Cicero lifted an eyebrow. “How do you know that?”
“It wasn’t hard to figure out,” I said. “Compassion. It’s your fatal flaw.”
“Sexual misconduct,” he said.
“What?” I asked.
“I lost my license for sexual misconduct with a patient.”
“You’re joking,” I said.
“Sarah,” he reproved me, “why on earth would I make a joke about something like that?”
Chastised, I took refuge in my coffee once again. I drank, then spoke more carefully. “But it was a misunderstanding, right?” I said. “A false accusation?”
“No,” Cicero said. “It was sexual misconduct, period.”
I wanted to say, That’s not possible.
“She came into the ER one night on a suicide attempt,” Cicero said. “She was tiny, barely five feet tall, with waist-length blond hair. I could see that the suicide attempt was ambivalent. She’d cut her wrists, but only shallowly. I got her admitted to the crisis unit, and during the process, she told me her story.

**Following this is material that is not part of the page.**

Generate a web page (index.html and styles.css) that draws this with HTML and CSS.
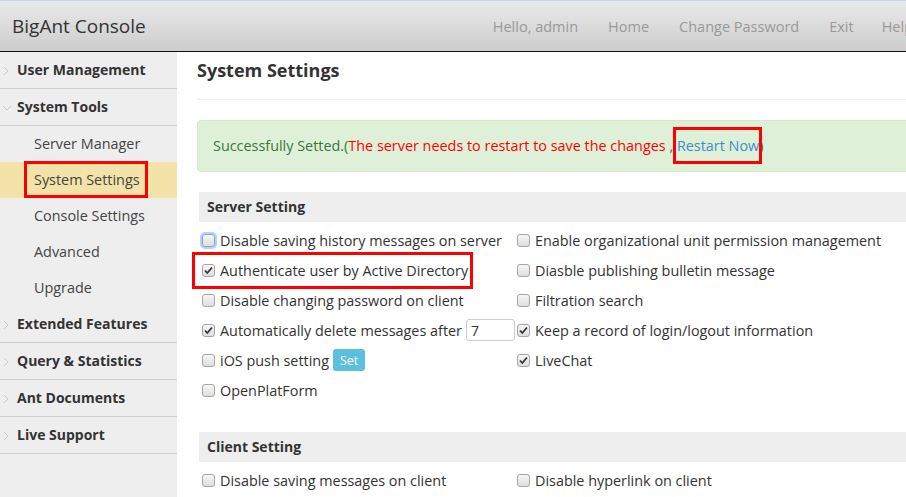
FILE: index.html
```html
<!DOCTYPE html>
<html>
<head>
    <meta charset="utf-8">
    <title>BigAnt Console</title>
    <link rel="stylesheet" href="styles.css">
</head>
<body>
    <div class="page">
        <div class="header">
            <div class="brand">BigAnt Console</div>
            <div class="nav">
                <a>Hello, admin</a>
                <a>Home</a>
                <a>Change Password</a>
                <a>Exit</a>
                <a>Help</a>
            </div>
        </div>

        <div class="layout">
            <div class="sidebar">
                <div class="menu-item"><svg class="arrow" width="6" height="10" viewBox="0 0 6 10"><path d="M1 1l4 4-4 4" fill="none" stroke="#c8c8c8" stroke-width="1"/></svg>User Management</div>
                <div class="menu-item"><svg class="arrow down" width="10" height="6" viewBox="0 0 10 6"><path d="M1 1l4 4 4-4" fill="none" stroke="#c8c8c8" stroke-width="1"/></svg>System Tools</div>
                <div class="submenu">
                    <div class="sub-item">Server Manager</div>
                    <div class="sub-item active"><span class="mark mark-side">System Settings</span></div>
                    <div class="sub-item">Console Settings</div>
                    <div class="sub-item">Advanced</div>
                    <div class="sub-item">Upgrade</div>
                </div>
                <div class="menu-item"><svg class="arrow" width="6" height="10" viewBox="0 0 6 10"><path d="M1 1l4 4-4 4" fill="none" stroke="#c8c8c8" stroke-width="1"/></svg>Extended Features</div>
                <div class="menu-item"><svg class="arrow" width="6" height="10" viewBox="0 0 6 10"><path d="M1 1l4 4-4 4" fill="none" stroke="#c8c8c8" stroke-width="1"/></svg>Query &amp; Statistics</div>
                <div class="menu-item"><svg class="arrow" width="6" height="10" viewBox="0 0 6 10"><path d="M1 1l4 4-4 4" fill="none" stroke="#c8c8c8" stroke-width="1"/></svg>Ant Documents</div>
                <div class="menu-item"><svg class="arrow" width="6" height="10" viewBox="0 0 6 10"><path d="M1 1l4 4-4 4" fill="none" stroke="#c8c8c8" stroke-width="1"/></svg>Live Support</div>
            </div>

            <div class="main">
                <h2 class="page-title">System Settings</h2>

                <div class="alert">
                    Successfully Setted.(<span class="warn">The server needs to restart to save the changes</span> , <a class="mark mark-link">Restart Now</a>)
                </div>

                <div class="section-head">Server Setting</div>
                <div class="options">
                    <div class="col">
                        <div class="opt"><span class="cb focused"></span>Disable saving history messages on server</div>
                        <div class="opt"><span class="mark mark-opt"><span class="cb"><svg width="9" height="9" viewBox="0 0 9 9"><path d="M1 4.5l2.3 2.5L8 1.5" fill="none" stroke="#333" stroke-width="1.8"/></svg></span>Authenticate user by Active Directory</span></div>
                        <div class="opt"><span class="cb"></span>Disable changing password on client</div>
                        <div class="opt"><span class="cb"><svg width="9" height="9" viewBox="0 0 9 9"><path d="M1 4.5l2.3 2.5L8 1.5" fill="none" stroke="#333" stroke-width="1.8"/></svg></span>Automatically delete messages after <input type="text" class="num" value="7"></div>
                        <div class="opt"><span class="cb"></span>iOS push setting <button class="btn-set">Set</button></div>
                        <div class="opt"><span class="cb"></span>OpenPlatForm</div>
                    </div>
                    <div class="col">
                        <div class="opt"><span class="cb"></span>Enable organizational unit permission management</div>
                        <div class="opt"><span class="cb"></span>Diasble publishing bulletin message</div>
                        <div class="opt"><span class="cb"></span>Filtration search</div>
                        <div class="opt"><span class="cb"><svg width="9" height="9" viewBox="0 0 9 9"><path d="M1 4.5l2.3 2.5L8 1.5" fill="none" stroke="#333" stroke-width="1.8"/></svg></span>Keep a record of login/logout information</div>
                        <div class="opt"><span class="cb"><svg width="9" height="9" viewBox="0 0 9 9"><path d="M1 4.5l2.3 2.5L8 1.5" fill="none" stroke="#333" stroke-width="1.8"/></svg></span>LiveChat</div>
                    </div>
                </div>

                <div class="section-head client">Client Setting</div>
                <div class="options">
                    <div class="col">
                        <div class="opt"><span class="cb"></span>Disable saving messages on client</div>
                    </div>
                    <div class="col">
                        <div class="opt"><span class="cb"></span>Disable hyperlink on client</div>
                    </div>
                </div>
            </div>
        </div>
    </div>
</body>
</html>
```

FILE: styles.css
```css
html, body {
    margin: 0;
    padding: 0;
    overflow: hidden;
}

body {
    font-family: "Open Sans", "Noto Sans", sans-serif;
    font-size: 14px;
    color: #333;
    background: #fff;
}

.page {
    width: 960px;
    height: 497px;
    display: flex;
    flex-direction: column;
}

.header {
    height: 50px;
    border-top: 1px solid #c9d5e6;
    border-bottom: 1px solid #111;
    background: linear-gradient(#e9e9e9, #cdcdcd);
    display: flex;
    align-items: center;
    padding: 0 0 0 12px;
}

.brand {
    font-size: 19px;
    color: #333;
}

.nav {
    margin-left: 347px;
    display: flex;
    gap: 30px;
}

.nav a {
    color: #999;
    font-size: 14.5px;
}

.nav a:last-child {
    margin-left: -2px;
}

.layout {
    flex: 1;
    display: flex;
}

.sidebar {
    width: 177px;
    background: #eee;
    flex-shrink: 0;
}

.menu-item {
    height: 36px;
    line-height: 36px;
    border-bottom: 1px solid #d0d0d0;
    font-weight: bold;
    padding-left: 17px;
    position: relative;
    color: #333;
}

.arrow {
    position: absolute;
    left: 3px;
    top: 14px;
}

.arrow.down {
    left: 2px;
    top: 16px;
}

.sub-item {
    height: 36px;
    line-height: 36px;
    padding-left: 34px;
    color: #444;
    font-size: 14.4px;
}

.sub-item.active {
    background: #f3e3a8;
}

.main {
    flex: 1;
    padding-left: 20px;
}

.page-title {
    margin: 0 0 20px 0;
    padding: 8px 0 19px 0;
    font-size: 18px;
    line-height: 20px;
    border-bottom: 1px solid #eee;
}

.alert {
    background: #dff0d8;
    border: 1px solid #d6e9c6;
    border-radius: 4px;
    padding: 15px 15px;
    line-height: 20px;
    font-size: 14.4px;
    color: #3c763d;
    margin-bottom: 20px;
}

.warn {
    color: #f00;
}

.alert a {
    color: #428bca;
}

.section-head {
    margin-left: 2px;
    height: 30px;
    line-height: 30px;
    background: #eee;
    font-weight: bold;
    padding-left: 8px;
}

.section-head.client {
    margin-top: 27px;
}

.options {
    display: flex;
    padding-top: 3px;
}

.col {
    display: flex;
    flex-direction: column;
}

.col:first-child {
    width: 315px;
    padding-left: 5px;
}

.opt {
    height: 30px;
    display: flex;
    align-items: center;
    white-space: nowrap;
    font-size: 14.4px;
}

.cb {
    width: 11px;
    height: 11px;
    border: 1px solid #a5a5a5;
    border-radius: 3px;
    background: linear-gradient(#f6f6f6, #dedede);
    margin-right: 5px;
    display: inline-flex;
    align-items: center;
    justify-content: center;
    flex-shrink: 0;
}

.cb.focused {
    border-color: #7fa3d6;
    box-shadow: 0 0 0 2px #b9d1f2;
}

.num {
    width: 39px;
    height: 20px;
    margin-left: 4px;
    border: 1px solid #ccc;
    border-radius: 3px;
    padding: 0 4px;
    font-family: inherit;
    font-size: 14px;
    color: #333;
}

.btn-set {
    margin-left: 4px;
    background: #5bc0de;
    border: none;
    border-radius: 3px;
    color: #fff;
    font-family: inherit;
    font-size: 12.5px;
    height: 22px;
    padding: 0 7px;
}

.mark {
    position: relative;
}

.mark::after {
    content: "";
    position: absolute;
    border: 3px solid #f00;
}

.mark-side::after {
    left: -10px;
    right: -8px;
    top: -9px;
    bottom: -9px;
}

.mark-link::after {
    left: -4px;
    right: -3px;
    top: -9px;
    bottom: -9px;
}

.mark-opt {
    display: inline-flex;
    align-items: center;
}

.mark-opt::after {
    left: -10px;
    right: -5px;
    top: -9px;
    bottom: -9px;
}
```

“She was British, had come to New York at 16 to study ballet. There was a rift in her family: her mother was dead, and she didn’t talk much anymore to her father and sister. She’d wanted to start a new life in the States, but things didn’t go well. She’d started to struggle with her weight, which meant anorexia and amphetamines, and then alcohol and downers to cope with all the stress. She had a series of boyfriends, none of whom treated her well, and when her career evaporated, she’d married the worst of them, a man with a more serious drug problem than she had. She had two babies in quick succession, and quit drugs for her children’s sake, but her husband never did, nor was he faithful. One day she woke up and realized she was trapped in a strange city and a loveless marriage, with two small children and no viable skills. That was when she decided her kids would be better off without her.